Ilyas Mirzayev was born in Baku, Azerbaijan (which was then in the Soviet Union) on 11th May 1961. His father was the famous Soviet composer Musa Mirzayev, and it was from his father that he received his first lessons in music. From 1979 to 1984 he attended the Composition department of the Baku Conservatoire, graduating with highest honors. Following this, he spent two years at the Moscow Conservatoire as a post-graduate student of composition.
Among Mirzayev’s teachers were Djevdet Hadjiyev, a pupil of Dimitri Shostakovich, plus world-famous contemporary composers Alfred Schnittke and Edison Denisov.
When Mirzayev began working with the legendary jazz musician Vagif Mustafazadeh (the father of Aziza Mustafazadeh), he was still only 16 years of age. It is to this man that he owes his love of jazz. Mirzayev states that his intention was to begin where Vagif Mustafazadeh, who has since passed away, had left off – and this wish was to some extent fulfilled thanks to ‘International Project’, the group Mirzayev founded in Turkey in 1997. Having founded his first jazz group in 1985, his preference has always been making music together with musicians from different countries and cultures since then.
After taking part in the international ‘Summer Evenings’ festival in Kiev in 1999, Mirzayev gave several concerts with the jazz musicians he had met in the Ukraine.
Since then, he has played in a number of jazz festivals with groups of musicians from different nationalities. In one of these concerts, he had the distinction of performing together with Joe Zawinul.
During Ilyas Mirzayev’s musical career in Turkey, he has produced a considerable number of orchestral compositions and chamber works. The Nay Concerto he wrote for the Tekfen Black Sea (then Philharmonic) Orchestra has up to now been performed – and extremely well received – in twelve countries apart from Turkey, and still continues to reach an international audience with the celebrated nay virtuoso Ercan Irmak playing the solo part.

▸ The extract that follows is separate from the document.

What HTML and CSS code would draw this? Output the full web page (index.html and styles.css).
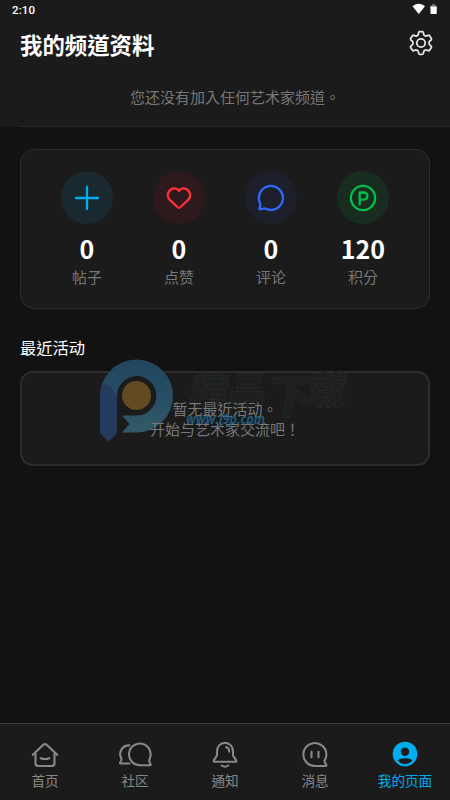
FILE: index.html
```html
<!DOCTYPE html>
<html lang="zh-Hant">
<head>
<meta charset="utf-8">
<title>我的频道资料</title>
<link rel="stylesheet" href="styles.css">
</head>
<body>
<div class="app">
  <header class="header">
    <div class="status">
      <span class="time">2:10</span>
      <svg class="status-icons" width="28" height="14" viewBox="0 0 28 14">
        <path d="M.5 3.300C4-.1 9.500-.1 13 3.300L6.750 11Z" fill="#fff"/>
        <path d="M20.200 1h2.600v1.500h2v3h-6.600v-3h2Z" fill="#777"/>
        <rect x="18.500" y="3.500" width="6.200" height="7.400" rx=".6" fill="#fff"/>
      </svg>
    </div>
    <div class="title-row">
      <h1>我的频道资料</h1>
      <svg class="gear" width="26" height="26" viewBox="0 0 26 26" fill="none" stroke="#e4e4e4" stroke-width="1.800" stroke-linejoin="round">
        <path d="M10.300 4.300 10.700 2.500Q11 1.700 11.800 1.700h2.400q.8 0 1.100.8l.4 1.800q.2.900 1.100 1.400t1.800.2l1.800-.6q.8-.2 1.200.5l1.700 2.700q.4.700-.1 1.300l-1.500 1.400q-.7.700-.7 1.800t.7 1.800l1.500 1.400q.5.600.1 1.300l-1.700 2.700q-.4.700-1.200.5l-1.800-.6q-.9-.3-1.800.2t-1.100 1.400l-.4 1.800q-.3.800-1.100.8h-2.400q-.8 0-1.100-.8l-.4-1.800q-.2-.9-1.100-1.400t-1.800-.2l-1.800.6q-.8.200-1.200-.5l-1.700-2.700q-.4-.7.1-1.300l1.500-1.400q.7-.7.7-1.800t-.7-1.800L2.800 9.800q-.5-.6-.1-1.300l1.700-2.700q.4-.7 1.200-.5l1.800.6q.9.300 1.800-.2t1.100-1.400Z"/>
        <circle cx="13" cy="13" r="4.200"/>
      </svg>
    </div>
    <p class="no-channel">您还没有加入任何艺术家频道。</p>
  </header>
  <main>
    <section class="stats">
      <div class="stat">
        <span class="badge cyan"><svg width="28" height="28" viewBox="0 0 28 28"><path d="M14 3v22M3 14h22"/></svg></span>
        <strong>0</strong><span class="label">帖子</span>
      </div>
      <div class="stat">
        <span class="badge red"><svg width="28" height="28" viewBox="0 0 28 28"><path d="M14 6.900C12.200 4.100 8.700 3.600 6 5.500 1.800 8.400 2.100 13 4.600 15.700L12.400 23q1.600 1.400 3.200 0l7.800-7.300C25.900 13 26.200 8.400 22 5.500c-2.700-1.900-6.200-1.400-8 1.400Z"/></svg></span>
        <strong>0</strong><span class="label">点赞</span>
      </div>
      <div class="stat">
        <span class="badge blue"><svg width="28" height="28" viewBox="0 0 28 28"><path d="M3.100 19.200A12 12 0 1 1 8.800 24.800Q7.700 24.300 6.500 24.600L3.700 25.200Q2.200 25.500 2.500 24L3.300 21.300Q3.500 20.300 3.100 19.200Z"/></svg></span>
        <strong>0</strong><span class="label">评论</span>
      </div>
      <div class="stat">
        <span class="badge green"><svg width="28" height="28" viewBox="0 0 28 28"><circle cx="14" cy="14" r="12.100"/><path d="M10.700 20.500V8.500h4.200a3.600 3.600 0 0 1 0 7.200h-4.200"/></svg></span>
        <strong>120</strong><span class="label">积分</span>
      </div>
    </section>
    <h2>最近活动</h2>
    <section class="activity">
      <p>暂无最近活动。<br>开始与艺术家交流吧！</p>
      <div class="watermark">
        <svg width="74" height="84" viewBox="0 0 74 84">
          <defs><linearGradient id="ring" x1="0" y1="0" x2="0" y2="1"><stop offset="0" stop-color="#22465f"/><stop offset=".55" stop-color="#274f66"/><stop offset="1" stop-color="#345a65"/></linearGradient></defs>
          <path fill="url(#ring)" fill-rule="evenodd" d="M0 37A36.500 36.500 0 1 1 36.500 73.500H22L29.500 65 22 56.500H37A19.700 19.700 0 1 0 17 37V74H0Z"/>
          <path fill="#253b5d" d="M0 37Q0 29 4 24Q12 27 17 37V74L8.500 82.500 0 74Z"/>
          <circle cx="36.500" cy="36.500" r="14.500" fill="#624b20"/>
        </svg>
        <svg class="brand" width="165" height="74" viewBox="0 0 165 74">
          <g transform="skewX(-9)"><text x="8" y="36" class="brand-name" textLength="76" lengthAdjust="spacingAndGlyphs">精品</text><text x="86" y="44" class="brand-name brand-large">下</text><text x="126" y="35" class="brand-name">载</text></g>
        </svg>
      </div>
      <svg class="url" width="82" height="24" viewBox="0 0 82 24"><text x="0" y="14" class="brand-url" textLength="79" lengthAdjust="spacingAndGlyphs">www.j9p.com</text></svg>
    </section>
  </main>
  <nav>
    <a><svg width="34" height="30" viewBox="0 0 34 30"><path d="M4.800 14.800 15.300 4.800q1.700-1.500 3.400 0L29.200 14.800M7.500 13v10.200q0 2.800 2.800 2.800h13.400q2.800 0 2.800-2.800V13M12.700 18.200q4.300 1.700 8.600 0"/></svg><span>首页</span></a>
    <a><svg width="34" height="30" viewBox="0 0 34 30"><path d="M31.500 19.200A10.800 10.800 0 1 0 22.300 25.200H32Q33 25.200 32.500 24.200L31.400 21.700Q31 20.600 31.500 19.200ZM11.300 5.400C4.500 5.200.1 12 3.200 18.200Q3.700 19.500 3.200 20.600L2.200 22.600Q1.700 23.500 2.800 23.500H11.500"/></svg><span>社区</span></a>
    <a><svg width="34" height="30" viewBox="0 0 34 30"><path d="M17 2.900c-5 0-8 3.800-8 8.500v4.200L5.900 20.200q-.7 1.500 1 1.500h20.200q1.700 0 1-1.500L25 15.600v-4.200c0-4.700-3-8.500-8-8.500ZM13.700 25.500q3.300 2.500 6.600 0M18.200 7.100q3 .6 3 4.500"/></svg><span>通知</span></a>
    <a><svg width="34" height="30" viewBox="0 0 34 30"><path d="M26.900 20.100A11.500 11.500 0 1 0 17 26h10.500q1.300 0 .7-1.200L26.800 22.300q-.6-1 .1-2.200ZM13.500 11.800v5.400M20.500 11.800v5.400"/></svg><span>消息</span></a>
    <a class="active"><svg width="34" height="30" viewBox="0 0 34 30"><circle class="profile" cx="17" cy="14" r="12.300"/><circle class="cut" cx="17" cy="11.700" r="4.200"/><path class="cut" d="M9.600 20.500Q12 18.200 17 18.200t7.400 2.300Q21.500 24.100 17 24.100T9.600 20.500Z"/></svg><span>我的页面</span></a>
  </nav>
</div>
</body>
</html>
```
FILE: styles.css
```css
* { box-sizing: border-box; }
body { margin: 0; background: #121212; color: #fff; font-family: "Noto Sans CJK TC", sans-serif; }
h1, h2, p { margin: 0; }
.app { height: 800px; display: flex; flex-direction: column; overflow: hidden; }
.header { height: 127px; background: #1b1b1b; display: flex; flex-direction: column; }
.header::after { content: ""; height: 1px; background: #282828; margin: auto 0 0 20px; }
.status { height: 20px; padding: 3px 10px 0 12px; display: flex; justify-content: space-between; }
.time { font: 500 11.500px/15px Roboto, sans-serif; letter-spacing: .1px; }
.title-row { height: 48px; padding: 0 16px 0 20px; display: flex; align-items: center; justify-content: space-between; }
.gear { margin-top: -2px; }
h1 { font-size: 22.400px; line-height: 32px; font-weight: 700; }
.no-channel { margin-top: 19px; padding-left: 20px; text-align: center; font-size: 15px; line-height: 20px; color: #777; }
main { flex: 1; padding: 22px 20px 0; }
.stats { height: 160px; border: 1px solid #2d2d2d; border-radius: 14px; background: #1b1b1b; padding: 21px 20px 0; display: grid; grid-template-columns: repeat(4, 1fr); }
.stat { display: flex; flex-direction: column; align-items: center; }
.badge { width: 52px; height: 53px; border-radius: 50%; display: flex; align-items: center; justify-content: center; }
.badge svg { fill: none; stroke: currentColor; stroke-width: 2.300; stroke-linecap: round; stroke-linejoin: round; }
.cyan { color: #00aeef; background: #19292f; }
.red { color: #ff3038; background: #2e191d; }
.blue { color: #3268ff; background: #1d1f2b; }
.green { color: #00bf4b; background: #192c20; }
.stat strong { font-size: 25px; line-height: 30px; margin-top: 9px; }
.label { font-size: 15px; line-height: 20px; color: #777; margin-top: 4px; }
h2 { margin-top: 28px; font-size: 16.300px; line-height: 20px; font-weight: 400; }
.activity { position: relative; margin-top: 14px; height: 95px; border: 2px solid #2d2d2d; border-radius: 13px; background: #1b1b1b; padding-top: 26px; text-align: center; color: #777; font-size: 15px; line-height: 20px; }
.activity p { position: relative; z-index: 1; }
.watermark { position: absolute; left: 78px; top: -14px; display: flex; align-items: flex-start; gap: 12px; }
.brand { margin-top: 10px; overflow: visible; }
.brand-name { font: 900 38px "Noto Sans CJK SC", sans-serif; fill: #1d1f20; stroke: #292b2b; stroke-width: .7; stroke-dasharray: 5 1; }
.brand-large { font-size: 46px; }
.url { position: absolute; z-index: 2; left: 164px; top: 37px; overflow: visible; }
.brand-url { font: italic 700 14px "Open Sans", sans-serif; fill: #225f80; fill-opacity: .92; }
nav { height: 77px; border-top: 1px solid #3b3b3b; background: #1b1b1b; display: grid; grid-template-columns: repeat(5, 1fr); }
nav a { display: flex; flex-direction: column; align-items: center; padding-top: 16px; color: #888; font-size: 13.600px; line-height: 20px; }
nav svg { fill: none; stroke: currentColor; stroke-width: 2.100; stroke-linecap: round; stroke-linejoin: round; }
nav .active { color: #00aeef; }
nav .profile { fill: #00aeef; stroke: none; }
nav .cut { fill: #1b1b1b; stroke: none; }
```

Mirzayev’s symphony entitled ‘The Sound of Three Seas’, written subsequent to his Nay Concerto, was performed in Paris, Brussels and Berlin in 2006 by the Tekfen Philharmonic Orchestra (which includes musicians from 23 different countries), again with Ercan Irmak as one of the soloists. A CD featuring concert performance of this work is also published.
On 21st April 2007, another symphony – this time entitled ‘An Istanbul Symphony’ – was performed by the Istanbul State Symphony Orchestra under the direction of Alexander Rahbari, one of world’s leading conductors.
Davet (‘Invitation’), another Mirzayev composition, had been given a rapturous reception at the Cemal Reşit Rey Concert Hall, Istanbul the previous year with Ercan Irmak on nay and the composer himself at the piano. This work is also available as CD in music shops.
The works of Mirzayev, who combines his mastery with his high knowledge of orchestration using contemporary music and eastern music in a multicolored form, were performed by nearly all Turkish and Azerbaijani orchestras as well as NDR (Norddeutscher Rundfunk) Orchestra Hamburg, Wüttembergische Philharmonie, Thüringen Symphoniker, Residentie Orkest (Den Haag), Orchestra of the Nations, Tbilisi Symphony, Camerata Zurich, Virtuosi di Praga and London Mozart Players, to name a few. His concerto “Janus in Orient” for two pianos, nay/organ, percussion and orchestra, commissioned by the renowned turkish piano twins Guher and Suher Pekinel has been performed at home and abroad to critical acclaim.
His works including 5 symphonies, 8 concertos for various instruments and numerous chamber compositions have been performed in arts centers including Tokyo, Berlin, Barcelona, London, Vienna, Moscow, Paris, Cologne, Budapest, Brussels and Istanbul.
lyas Mirzayev about his music:
“With my music, I am trying to communicate a message of brotherhood. Today, language is used more as a way of emphasising the divisions between people than as a means of bringing them together. Music, however, has never lost its power as a language that unites people; it is an ideal tool for ending wars and restoring peace. The music of the east is mystical in character and offers many riches, but these have yet to be discovered. We should never neglect our own culture: this is a storehouse of treasures that is always available to us. As a citizen of the world, I see my music as a way of communicating my philososphy to all humanity – by doing this, I am repaying my debt to the Almighty.”